**THE REQUEST**
Go through the data below and gather each line containing "styles".

**SOURCE DATA**
— start —
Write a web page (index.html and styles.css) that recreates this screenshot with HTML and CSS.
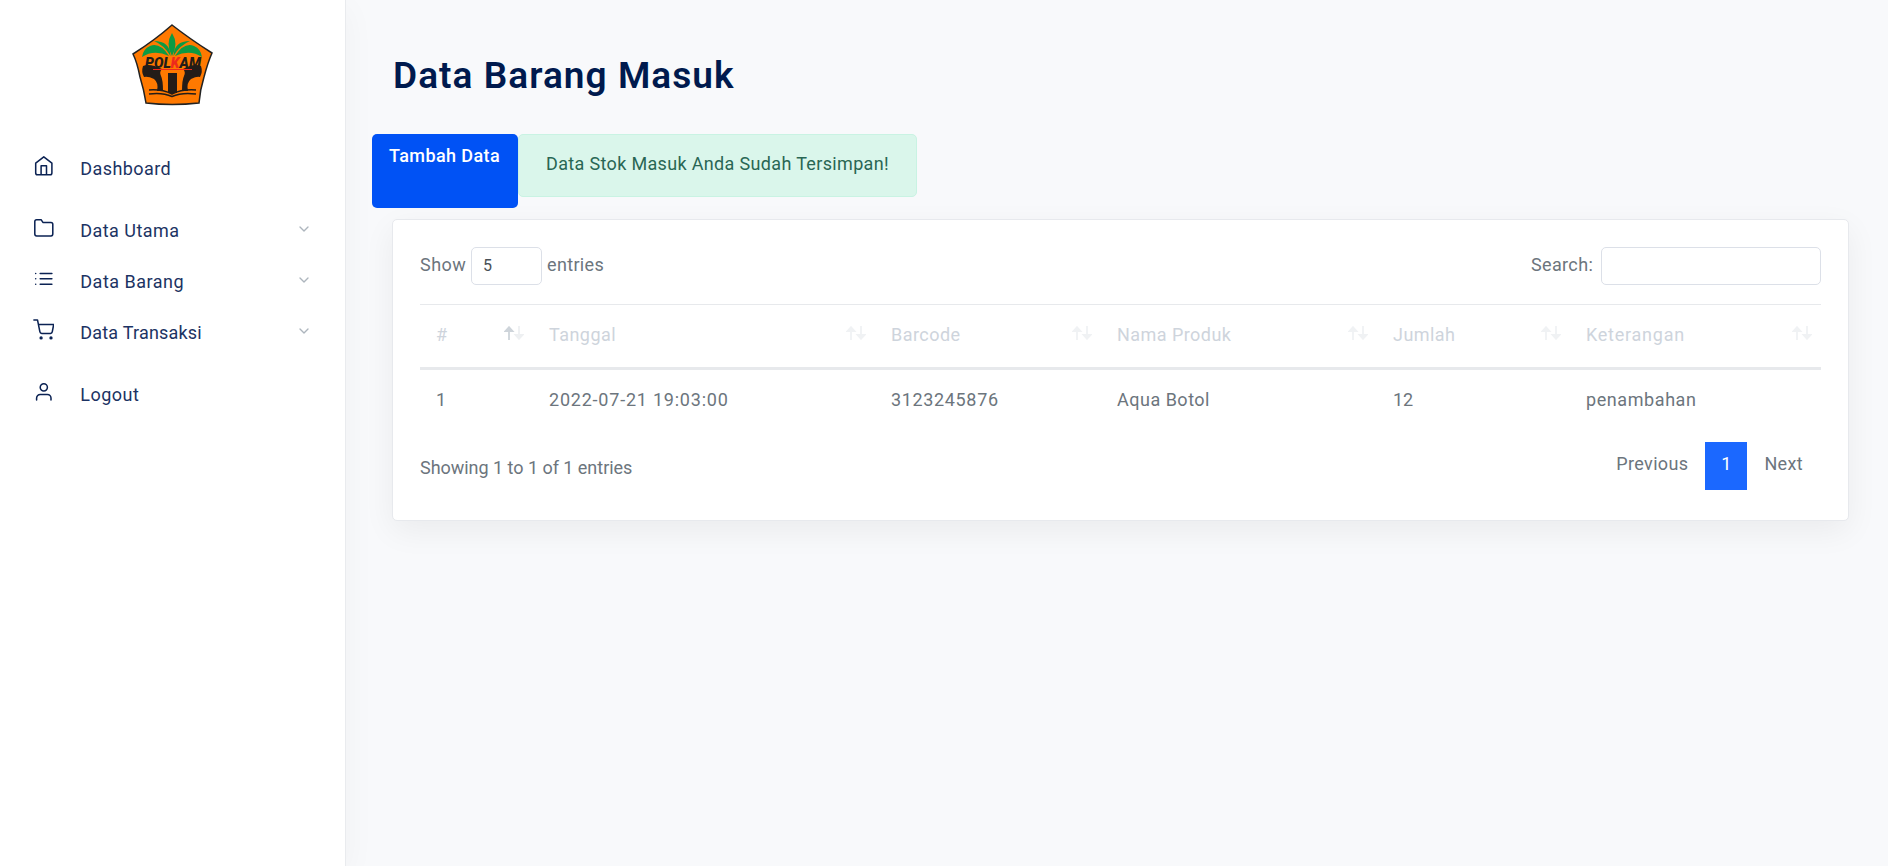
FILE: index.html
```html
<!DOCTYPE html>
<html lang="id">
<head>
<meta charset="utf-8">
<title>Data Barang Masuk</title>
<link rel="stylesheet" href="styles.css">
</head>
<body>
<aside class="sidebar">
  <div class="brand">
    <svg class="logo" viewBox="0 0 104 100">
      <path d="M52 10Q70 24 92 38Q88 47 84 62Q80 75 79 88Q52 91 26 88Q24 75 20 62Q17 47 13 39Q35 25 52 10Z" fill="#ff7900" stroke="#222" stroke-width="1.500"/>
      <g fill="#0d9a43">
        <path d="M52 41Q45 29 52 18Q59 29 52 41Z"/>
        <path d="M50.500 41Q50 26 34 26Q44 30 50.500 41Z"/><path d="M53.500 41Q54 26 70 26Q60 30 53.500 41Z"/>
        <path d="M49 41Q40 27 30 31Q23 34 22 42Q34 34 49 41Z"/><path d="M55 41Q64 27 74 31Q81 34 82 42Q70 34 55 41Z"/>
      </g>
      <g fill="#231c18">
        <path d="M23 51Q30 48 42 54Q39 57 41 61Q43 65 43 76H37Q39 68 34 64Q28 61 24 62Q21 57 23 51Z"/>
        <path d="M81 51Q74 48 63 54Q66 57 64 61Q62 65 62 76H68Q66 68 71 64Q77 61 80 62Q83 57 81 51Z"/>
        <path d="M48 58H57V78H48Z"/>
      </g>
      <path d="M29 75Q42 74 52 79Q62 74 76 75M29 79Q42 77 52 81.500Q62 77 76 79" fill="none" stroke="#231c18" stroke-width="1.500"/>
      <path d="M33 54.500H72" stroke="#ed2a1c" stroke-width="1"/>
      <text class="logo-text" x="25" y="53" textLength="56" lengthAdjust="spacingAndGlyphs">POL<tspan fill="#ed2a1c">K</tspan>AM</text>
    </svg>
  </div>
  <nav class="menu">
    <a class="item solo"><svg class="ico" viewBox="0 0 24 24"><path d="M3 9l9-7 9 7v11a2 2 0 0 1-2 2H5a2 2 0 0 1-2-2zM9 22V12h6v10"/></svg><span class="m1">Dashboard</span></a>
    <a class="item"><svg class="ico" viewBox="0 0 24 24"><path d="M22 19a2 2 0 0 1-2 2H4a2 2 0 0 1-2-2V5a2 2 0 0 1 2-2h5l2 3h9a2 2 0 0 1 2 2z"/></svg><span class="m2">Data Utama</span><svg class="chev" viewBox="0 0 24 24"><path d="M6 9l6 6 6-6"/></svg></a>
    <a class="item"><svg class="ico" viewBox="0 0 24 24"><path d="M8 6h13M8 12h13M8 18h13M3 6h.01M3 12h.01M3 18h.01"/></svg><span class="m3">Data Barang</span><svg class="chev" viewBox="0 0 24 24"><path d="M6 9l6 6 6-6"/></svg></a>
    <a class="item"><svg class="ico" viewBox="0 0 24 24"><circle cx="9" cy="21" r="1"/><circle cx="20" cy="21" r="1"/><path d="M1 1h4l2.68 13.39a2 2 0 0 0 2 1.61h9.72a2 2 0 0 0 2-1.61L23 6H6"/></svg><span class="m4">Data Transaksi</span><svg class="chev" viewBox="0 0 24 24"><path d="M6 9l6 6 6-6"/></svg></a>
    <a class="item solo"><svg class="ico" viewBox="0 0 24 24"><path d="M20 21v-2a4 4 0 0 0-4-4H8a4 4 0 0 0-4 4v2"/><circle cx="12" cy="7" r="4"/></svg><span class="m5">Logout</span></a>
  </nav>
</aside>
<main class="main">
  <h1 class="title"><span>Data Barang Masuk</span></h1>
  <div class="actions">
    <button class="btn"><span>Tambah Data</span></button>
    <div class="alert"><span>Data Stok Masuk Anda Sudah Tersimpan!</span></div>
  </div>
  <section class="card">
    <div class="controls">
      <label class="length"><span class="c1">Show</span><span class="select">5</span><span class="c2">entries</span></label>
      <label class="search"><span class="c3">Search:</span><input class="input" type="text"></label>
    </div>
    <table class="table">
      <colgroup><col class="w1"><col class="w2"><col class="w3"><col class="w4"><col class="w5"><col class="w6"></colgroup>
      <thead><tr>
        <th><div class="th"><span>#</span><svg class="sort asc" viewBox="0 0 20 14"><path d="M5 14V3M1.5 5L5 1.2 8.5 5z"/><path class="down" d="M15 0v11M11.500 9L15 12.800 18.500 9z"/></svg></div></th>
        <th><div class="th"><span class="h2">Tanggal</span><svg class="sort" viewBox="0 0 20 14"><path d="M5 14V3M1.5 5L5 1.2 8.5 5z"/><path d="M15 0v11M11.500 9L15 12.800 18.500 9z"/></svg></div></th>
        <th><div class="th"><span class="h3">Barcode</span><svg class="sort" viewBox="0 0 20 14"><path d="M5 14V3M1.5 5L5 1.2 8.5 5z"/><path d="M15 0v11M11.500 9L15 12.800 18.500 9z"/></svg></div></th>
        <th><div class="th"><span class="h4">Nama Produk</span><svg class="sort" viewBox="0 0 20 14"><path d="M5 14V3M1.5 5L5 1.2 8.5 5z"/><path d="M15 0v11M11.500 9L15 12.800 18.500 9z"/></svg></div></th>
        <th><div class="th"><span class="h5">Jumlah</span><svg class="sort" viewBox="0 0 20 14"><path d="M5 14V3M1.5 5L5 1.2 8.5 5z"/><path d="M15 0v11M11.500 9L15 12.800 18.500 9z"/></svg></div></th>
        <th><div class="th"><span class="h6">Keterangan</span><svg class="sort" viewBox="0 0 20 14"><path d="M5 14V3M1.5 5L5 1.2 8.5 5z"/><path d="M15 0v11M11.500 9L15 12.800 18.500 9z"/></svg></div></th>
      </tr></thead>
      <tbody><tr>
        <td>1</td><td><span class="d2">2022-07-21 19:03:00</span></td><td><span class="d3">3123245876</span></td><td><span class="d4">Aqua Botol</span></td><td>12</td><td><span class="d6">penambahan</span></td>
      </tr></tbody>
    </table>
    <div class="foot">
      <div class="info">Showing 1 to 1 of 1 entries</div>
      <div class="pages"><a class="page"><span class="p1">Previous</span></a><a class="page active">1</a><a class="page"><span class="p2">Next</span></a></div>
    </div>
  </section>
</main>
</body>
</html>
```
FILE: styles.css
```css
* { box-sizing: border-box; }
body {
  margin: 0;
  height: 866px;
  display: flex;
  overflow: hidden;
  background: #f8f9fb;
  color: #6c757d;
  font: 18px/28px Roboto, sans-serif;
}
.sidebar {
  width: 346px;
  height: 866px;
  flex: none;
  background: #fff;
  border-right: 1px solid #e9ebee;
  box-shadow: 0 8px 32px rgba(0, 0, 0, .04);
}
.brand { height: 115px; padding: 15px 0 0 120px; }
.logo { display: block; width: 104px; height: 100px; }
.logo-text { font: 900 italic 14px Roboto, sans-serif; fill: #231c18; }
.menu { padding-top: 25px; color: #0b2253; }
.item { display: flex; align-items: center; height: 51px; padding: 0 33px 0 32.700px; }
.solo { height: 73px; padding-bottom: 11px; padding-top: 11px; }
.solo:first-child { height: 62px; padding-top: 0; }
.item span { margin-left: 26px; flex: 1; white-space: nowrap; padding-top: 6px; color: #1c3363; }
.m1 { letter-spacing: .42px; }
.m2 { letter-spacing: .45px; }
.m3 { letter-spacing: .5px; }
.m4 { letter-spacing: .2px; }
.m5 { letter-spacing: .5px; }
.ico { width: 21.600px; height: 21.600px; flex: none; }
.ico, .chev { fill: none; stroke: currentColor; stroke-width: 1.7; stroke-linecap: round; stroke-linejoin: round; }
.chev { width: 16px; height: 16px; stroke-width: 2; color: #adb5bd; margin-top: 3px; }
.main { flex: 1; padding: 54px 39px 0 46px; }
.title { margin: 0 0 36px; padding-left: 1px; font-size: 37px; line-height: 44px; font-weight: 600; letter-spacing: 1.050px; color: #001a4e; white-space: nowrap; }
.actions { display: flex; height: 74px; margin-left: -20px; align-items: flex-start; white-space: nowrap; }
.btn { width: 146px; height: 74px; border: 0; border-radius: 5px; background: #0052f5; color: #fff; font: 500 18px/28px Roboto, sans-serif; letter-spacing: .4px; padding: 8px 0 0 17px; display: flex; text-align: left; }
.alert { width: 399px; height: 63px; border: 1px solid #c9f3e3; border-radius: 5px; background: #daf6eb; color: #296654; letter-spacing: .34px; padding: 15px 0 0 27px; }
.card { margin-top: 11px; height: 302px; background: #fff; border: 1px solid #e7e9ed; border-radius: 5px; padding: 27px; box-shadow: 0 10px 32px rgba(0, 0, 0, .06); }
.controls { display: flex; justify-content: space-between; height: 38px; }
.length, .search { display: flex; white-space: nowrap; letter-spacing: .35px; }
.length > span, .search > span { line-height: 36px; }
.select { width: 71px; height: 38px; margin: 0 5px; border: 1px solid #dce0e8; border-radius: 5px; padding-left: 11px; font-size: 16px; color: #495057; }
.c1 { width: 46px; letter-spacing: .5px; }
.c3 { width: 70px; }
.input { width: 220px; height: 38px; border: 1px solid #dce0e8; border-radius: 5px; background: #fff; }
.table { width: 1401px; margin-top: 19px; table-layout: fixed; border-collapse: separate; border-spacing: 0; }
.w1 { width: 113px; } .w2 { width: 342px; } .w3 { width: 226px; } .w4 { width: 276px; } .w5 { width: 193px; } .w6 { width: 251px; }
th { height: 66px; padding: 0 9px 2px 16px; border-top: 1px solid #e7e9ec; border-bottom: 3px solid #e7e9ec; font-weight: 400; color: #ced4dc; text-align: left; }
.th { display: flex; justify-content: space-between; align-items: center; letter-spacing: .45px; }
.h6 { letter-spacing: .75px; }
.sort { width: 20px; height: 14px; margin-bottom: 4px; fill: #f0f2f4; stroke: #f0f2f4; stroke-width: 1.800; }
.asc { fill: #ced4da; stroke: #ced4da; }
.asc .down { fill: #eef0f2; stroke: #eef0f2; }
td { height: 58px; padding: 2px 0 0 16px; white-space: nowrap; }
.d2 { letter-spacing: .78px; }
.d3 { letter-spacing: .65px; }
.d4 { letter-spacing: .5px; }
.d6 { letter-spacing: .58px; }
.foot { display: flex; justify-content: space-between; height: 62px; padding-top: 14px; }
.info { padding-top: 12px; letter-spacing: -.03px; }
.pages { display: flex; }
.page { height: 48px; padding: 8px 17px; letter-spacing: .35px; }
.page:last-child { padding-right: 18px; }
.active { width: 42px; padding: 8px 0; text-align: center; background: #1b68ff; color: #fff; }
```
— end —
**FINISHED EXERCISE**
Write a web page (index.html and styles.css) that recreates this screenshot with HTML and CSS.
<link rel="stylesheet" href="styles.css">
FILE: styles.css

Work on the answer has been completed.